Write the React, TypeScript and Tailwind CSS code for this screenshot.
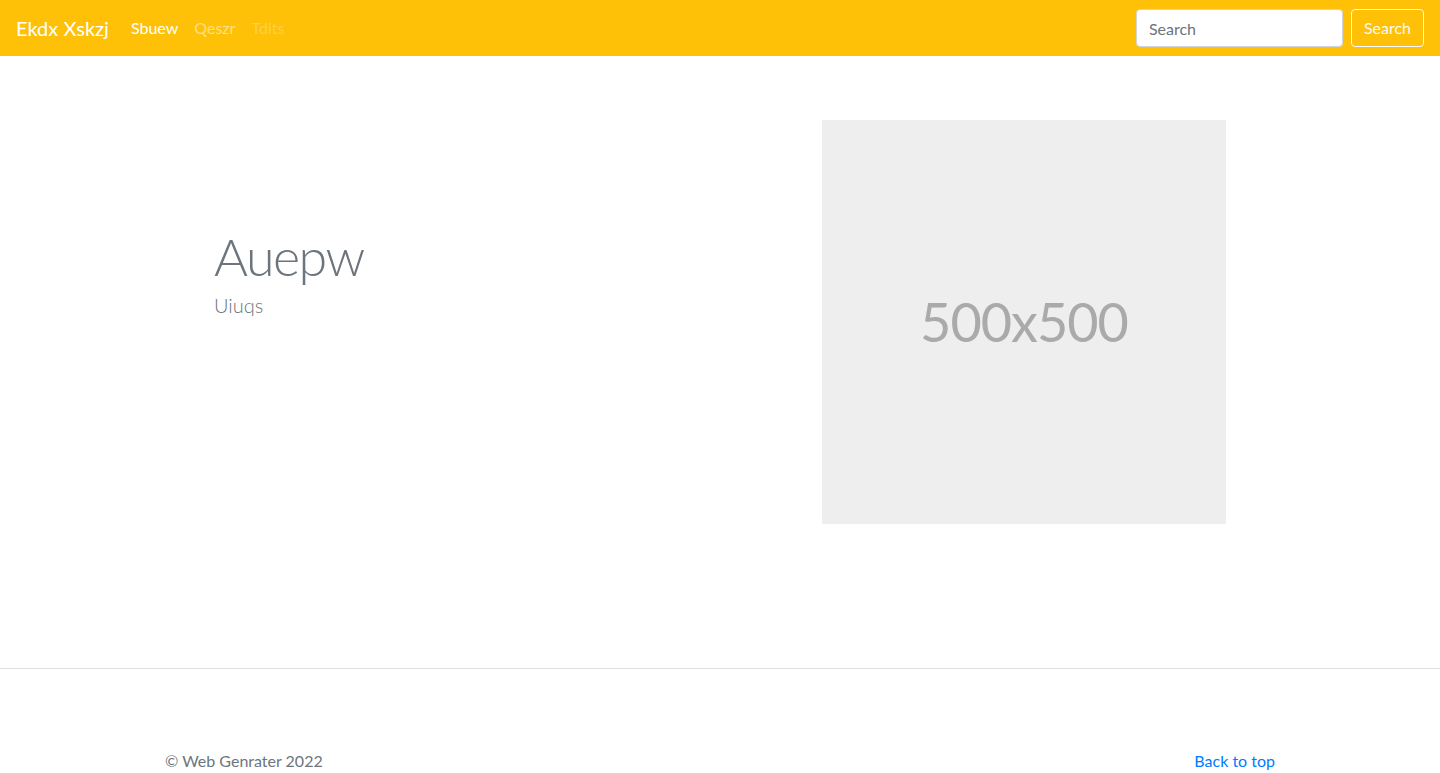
import React from "react";

const font = { fontFamily: 'Lato, "Noto Sans", sans-serif' };

const Navbar: React.FC = () => (
  <nav className="flex h-14 items-center justify-between bg-[#ffc107] px-4">
    <div className="flex items-center">
      <a href="#" className="mr-[14px] text-[20px] leading-[30px] text-white">
        Ekdx Xskzj
      </a>
      <ul className="flex text-base leading-6">
        <li>
          <a href="#" className="px-2 text-white">
            Sbuew
          </a>
        </li>
        <li>
          <a href="#" className="px-2 text-white/50">
            Qeszr
          </a>
        </li>
        <li>
          <a href="#" className="px-2 text-white/25">
            Tdits
          </a>
        </li>
      </ul>
    </div>
    <form className="flex items-center" onSubmit={(e) => e.preventDefault()}>
      <input
        type="search"
        placeholder="Search"
        className="h-[38px] w-[207px] rounded border border-[#ced4da] bg-white px-3 text-base text-[#495057] placeholder:text-[#6c757d] outline-none"
      />
      <button
        type="submit"
        className="ml-2 h-[38px] rounded border border-[#f8f9fa] px-3 text-base text-[#f8f9fa]"
      >
        Search
      </button>
    </form>
  </nav>
);

export default function App() {
  return (
    <div className="min-h-screen bg-white text-[#212529]" style={font}>
      <Navbar />

      {/* Hero */}
      <main className="pb-36 pt-16">
        <div className="mx-auto grid w-[1140px] grid-cols-2">
          <div className="pl-16 pt-[105px]">
            <h1 className="mb-[3px] text-[52px] font-light leading-[62px] tracking-[-1.5px] text-[#6c757d]">
              Auepw
            </h1>
            <p className="text-[20px] font-light leading-[30px] text-[#6c757d]">
              Uiuqs
            </p>
          </div>
          <div className="pl-[102px]">
            <div className="flex h-[404px] w-[404px] items-center justify-center bg-[#eeeeee]">
              <span className="text-[54px] leading-none tracking-[-1px] text-[#aaaaaa]">
                500x500
              </span>
            </div>
          </div>
        </div>
      </main>

      {/* Footer */}
      <footer className="border-t border-[#dee2e6] pb-20 pt-20">
        <div className="mx-auto flex w-[1140px] justify-between px-[15px] text-base leading-6">
          <p className="text-[#6c757d]">© Web Genrater 2022</p>
          <a href="#" className="text-[#007bff]">
            Back to top
          </a>
        </div>
      </footer>
    </div>
  );
}
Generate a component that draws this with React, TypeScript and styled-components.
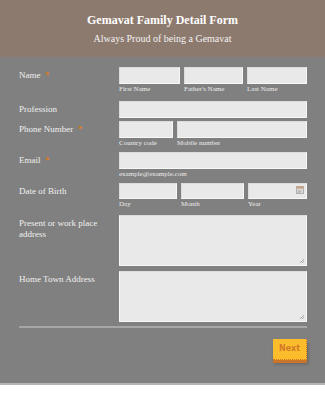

» AIM
From the entries above, output every line exactly and omit any image.

» OUTPUT
Write the React, TypeScript and Tailwind CSS code for this screenshot.
import React from "react";

const font = { fontFamily: 'Lato, "Noto Sans", sans-serif' };

const Navbar: React.FC = () => (
  <nav className="flex h-14 items-center justify-between bg-[#ffc107] px-4">
    <div className="flex items-center">
      <a href="#" className="mr-[14px] text-[20px] leading-[30px] text-white">
        Ekdx Xskzj
      </a>
      <ul className="flex text-base leading-6">
        <li>
          <a href="#" className="px-2 text-white">
            Sbuew
          </a>
        </li>
        <li>
          <a href="#" className="px-2 text-white/50">
            Qeszr
          </a>
        </li>
        <li>
          <a href="#" className="px-2 text-white/25">
            Tdits
          </a>
        </li>
      </ul>
    </div>
    <form className="flex items-center" onSubmit={(e) => e.preventDefault()}>
      <input
        type="search"
        placeholder="Search"
        className="h-[38px] w-[207px] rounded border border-[#ced4da] bg-white px-3 text-base text-[#495057] placeholder:text-[#6c757d] outline-none"
      />
      <button
        type="submit"
        className="ml-2 h-[38px] rounded border border-[#f8f9fa] px-3 text-base text-[#f8f9fa]"
      >
        Search
      </button>
    </form>
  </nav>
);

export default function App() {
  return (
    <div className="min-h-screen bg-white text-[#212529]" style={font}>
      <Navbar />

      {/* Hero */}
      <main className="pb-36 pt-16">
        <div className="mx-auto grid w-[1140px] grid-cols-2">
          <div className="pl-16 pt-[105px]">
            <h1 className="mb-[3px] text-[52px] font-light leading-[62px] tracking-[-1.5px] text-[#6c757d]">
              Auepw
            </h1>
            <p className="text-[20px] font-light leading-[30px] text-[#6c757d]">
              Uiuqs
            </p>
          </div>
          <div className="pl-[102px]">
            <div className="flex h-[404px] w-[404px] items-center justify-center bg-[#eeeeee]">
              <span className="text-[54px] leading-none tracking-[-1px] text-[#aaaaaa]">
                500x500
              </span>
            </div>
          </div>
        </div>
      </main>

      {/* Footer */}
      <footer className="border-t border-[#dee2e6] pb-20 pt-20">
        <div className="mx-auto flex w-[1140px] justify-between px-[15px] text-base leading-6">
          <p className="text-[#6c757d]">© Web Genrater 2022</p>
          <a href="#" className="text-[#007bff]">
            Back to top
          </a>
        </div>
      </footer>
    </div>
  );
}
Generate a component that draws this with React, TypeScript and styled-components.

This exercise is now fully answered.